I also have the Blue Mikey , which is a microphone that connects to an iPhone or iPad lightning connector. It works well, but in many scenarios, I find the standard iPhone microphone produces better sounding results. I recommend doing a test in the room in which you are recording, listen to both through a good set of headphones, and go with which sounds better for the room in which you are located. If you are outside or in a windy situation, the Blue Mikey gives you options to use a windscreen.
One nice thing about the Blue Mikey is it gives you a standard 3.5 mm audio input for your phone, so if you want to capture audio from another source, like a YouTube video or a musical instrument, it gives you an option to capture those audio sources on your phone.
Wrapping it up
When you are starting to podcast, microphone selection is very important, but it can be easy to spend more than you need to, or get something that is not optimal for your recording scenario. The following are my recommendations:
- Buy a good quality, inexpensive microphone and optimize it.
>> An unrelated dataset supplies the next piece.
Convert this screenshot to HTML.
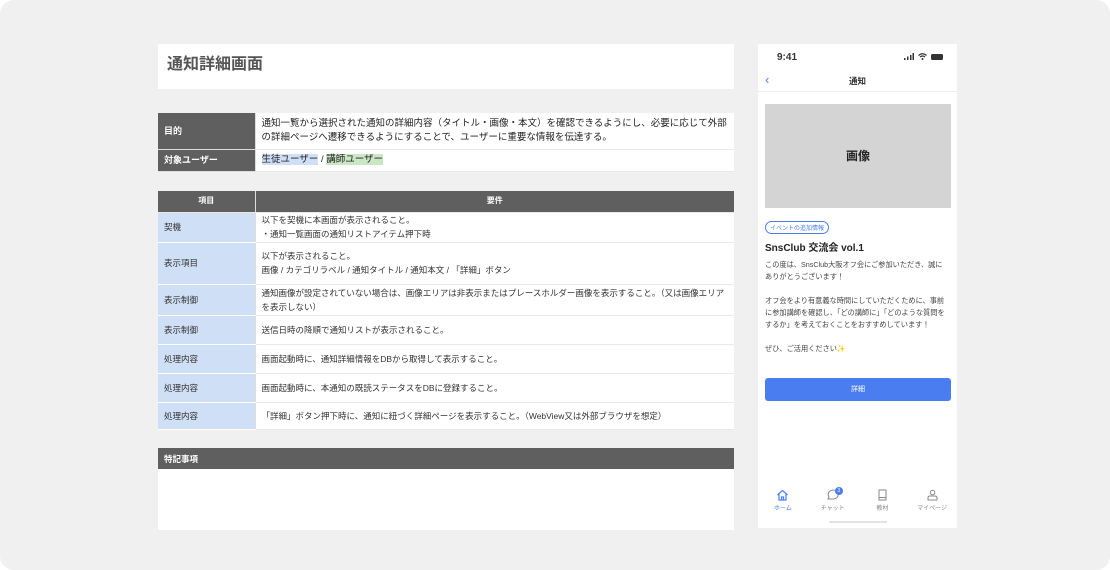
<!DOCTYPE html>
<html><head><meta charset="utf-8"><style>
*{margin:0;padding:0;box-sizing:border-box}
body{width:1110px;height:570px;background:#fff;font-family:"Liberation Sans","Noto Sans CJK JP",sans-serif;position:relative;overflow:hidden;color:#222}
.bg{position:absolute;left:0;top:0;width:1110px;height:570px;background:#f0f0f0;border-radius:14px}
.abs{position:absolute}
.title{left:158px;top:44px;width:576px;height:45px;background:#fff;font-size:16px;font-weight:bold;color:#555;padding:6px 9px}
table{border-collapse:collapse;position:absolute;left:158px;width:576px;font-size:9px}
td{border-bottom:1px solid #e8e8e8;padding:0 6px;vertical-align:middle;line-height:14px}
.lab{width:97px;background:#5f5f5f;color:#fff;font-weight:bold;border-right:1px solid #ddd;border-bottom:1px solid #ddd}
.val{background:#fff;font-size:9.5px}
.hd td{background:#5f5f5f;color:#fff;font-weight:bold;text-align:center;height:21px;font-size:8px}
.bl{width:97px;background:#cfdff6;color:#333;border-right:1px solid #ddd;border-bottom:1px solid #fff;font-size:8.5px}
.v2{background:#fff;font-size:8.5px;color:#333}
.phone{left:758px;top:44px;width:199px;height:484px;background:#fff}
</style></head><body>
<div class="bg"></div>
<div class="abs title">通知詳細画面</div>
<table style="top:113px">
<tr style="height:36px"><td class="lab">目的</td><td class="val">通知一覧から選択された通知の詳細内容（タイトル・画像・本文）を確認できるようにし、必要に応じて外部の詳細ページへ遷移できるようにすることで、ユーザーに重要な情報を伝達する。</td></tr>
<tr style="height:22px"><td class="lab">対象ユーザー</td><td class="val"><span style="background:#cfdff6">生徒ユーザー</span> / <span style="background:#cbe6c4">講師ユーザー</span></td></tr>
</table>
<table style="top:191px">
<tr class="hd"><td style="width:97px;border-right:1px solid #ddd">項目</td><td>要件</td></tr>
<tr style="height:30px"><td class="bl">契機</td><td class="v2">以下を契機に本画面が表示されること。<br>・通知一覧画面の通知リストアイテム押下時</td></tr>
<tr style="height:42px"><td class="bl">表示項目</td><td class="v2">以下が表示されること。<br>画像 / カテゴリラベル / 通知タイトル / 通知本文 / 「詳細」ボタン</td></tr>
<tr style="height:31px"><td class="bl">表示制御</td><td class="v2">通知画像が設定されていない場合は、画像エリアは非表示またはプレースホルダー画像を表示すること。（又は画像エリアを表示しない）</td></tr>
<tr style="height:29px"><td class="bl">表示制御</td><td class="v2">送信日時の降順で通知リストが表示されること。</td></tr>
<tr style="height:29px"><td class="bl">処理内容</td><td class="v2">画面起動時に、通知詳細情報をDBから取得して表示すること。</td></tr>
<tr style="height:29px"><td class="bl">処理内容</td><td class="v2">画面起動時に、本通知の既読ステータスをDBに登録すること。</td></tr>
<tr style="height:27px"><td class="bl">処理内容</td><td class="v2">「詳細」ボタン押下時に、通知に紐づく詳細ページを表示すること。（WebView又は外部ブラウザを想定）</td></tr>
</table>
<div class="abs" style="left:158px;top:448px;width:576px;height:21px;background:#5f5f5f;color:#fff;font-size:8.5px;font-weight:bold;padding:5px 6px">特記事項</div>
<div class="abs" style="left:158px;top:469px;width:576px;height:61px;background:#fff"></div>

<div class="abs phone">
<div class="abs" style="left:19px;top:8px;font-size:10px;font-weight:bold;color:#333">9:41</div>
<div class="abs" style="left:146px;top:9px;display:flex;gap:4px;align-items:flex-end">
<svg width="10" height="7"><rect x="0" y="5" width="1.5" height="2" fill="#333"/><rect x="3" y="3.5" width="1.5" height="3.5" fill="#333"/><rect x="6" y="2" width="1.5" height="5" fill="#333"/><rect x="8.5" y="0" width="1.5" height="7" fill="#333"/></svg>
<svg width="9" height="7"><path d="M0.5 2.5 Q4.5 -1 8.5 2.5 M2 4 Q4.5 2 7 4" stroke="#333" fill="none" stroke-width="1.2"/><circle cx="4.5" cy="6" r="1" fill="#333"/></svg>
<div style="width:12px;height:6px;background:#333;border-radius:1.5px"></div></div>
<div class="abs" style="left:7px;top:28px;color:#4a7ef0;font-size:13px">‹</div>
<div class="abs" style="left:0;width:199px;top:31px;text-align:center;font-size:8.5px;font-weight:bold;color:#333">通知</div>
<div class="abs" style="left:0;top:47px;width:199px;height:1px;background:#eee"></div>
<div class="abs" style="left:7px;top:60px;width:186px;height:104px;background:#d4d4d4;text-align:center;line-height:104px;font-size:12px;font-weight:bold;color:#222">画像</div>
<div class="abs" style="left:7px;top:177px;border:1px solid #4a7ef0;border-radius:7px;color:#4a7ef0;font-size:6px;padding:1px 4px">イベントの追加情報</div>
<div class="abs" style="left:7px;top:195px;font-size:10px;font-weight:bold;color:#222">SnsClub 交流会 vol.1</div>
<div class="abs" style="left:7px;top:215px;width:184px;font-size:7.2px;line-height:12px;color:#444">この度は、SnsClub大阪オフ会にご参加いただき、誠にありがとうございます！<br><br>オフ会をより有意義な時間にしていただくために、事前に参加講師を確認し、「どの講師に」「どのような質問をするか」を考えておくことをおすすめしています！<br><br>ぜひ、ご活用ください✨</div>
<div class="abs" style="left:7px;top:334px;width:186px;height:23px;background:#4a7ef0;border-radius:3px;color:#fff;font-size:7px;text-align:center;line-height:23px">詳細</div>
<div class="abs" style="left:0;top:445px;width:199px;display:flex;font-size:6px;color:#888;text-align:center">
<div style="flex:1;color:#4a7ef0"><svg width="13" height="12" viewBox="0 0 13 12"><path d="M1.5 6 L6.5 1.5 L11.5 6 M3 5 V11 H10 V5 M5.5 11 V8 H7.5 V11" stroke="#4a7ef0" fill="none" stroke-width="1.2"/></svg><br>ホーム</div>
<div style="flex:1;position:relative"><svg width="13" height="12" viewBox="0 0 13 12"><path d="M2 10 L3 8 A5 4.5 0 1 1 6.5 10 Z" stroke="#888" fill="none" stroke-width="1"/></svg><span style="position:absolute;left:27px;top:-2px;width:8px;height:8px;border-radius:4px;background:#4a7ef0;color:#fff;font-size:5px;line-height:8px">3</span><br>チャット</div>
<div style="flex:1"><svg width="13" height="12" viewBox="0 0 13 12"><rect x="3" y="1" width="7" height="10" stroke="#888" fill="none"/><path d="M3 8.5 H10" stroke="#888"/></svg><br>教材</div>
<div style="flex:1"><svg width="13" height="12" viewBox="0 0 13 12"><circle cx="6.5" cy="3.5" r="2.3" stroke="#888" fill="none"/><path d="M2 11 V9 Q2 7 4 7 H9 Q11 7 11 9 V11 Z" stroke="#888" fill="none"/></svg><br>マイページ</div>
</div>
<div class="abs" style="left:71px;top:477px;width:58px;height:2px;background:#e2e2e2;border-radius:1px"></div>
</div>
</body></html>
- Use a good set of headphones to monitor your microphone. I love the Behringer HPS3000 Studio Headphones. They are well made, sound fantastic, and you cannot find a better set of headphones for under $20.
- Consider your recording scenario. No one microphone will be good for all scenarios. If it is just you or you are connecting with friends via Zencastr, a standard USB microphone will work. If you are regularly talking to people in the same room, consider a multiple microphone setup.
- For most people, a pop filter is a good idea. Something like the Dragonpad USA Pop filter will help avoid your plosives from popping out listener’s eardrums.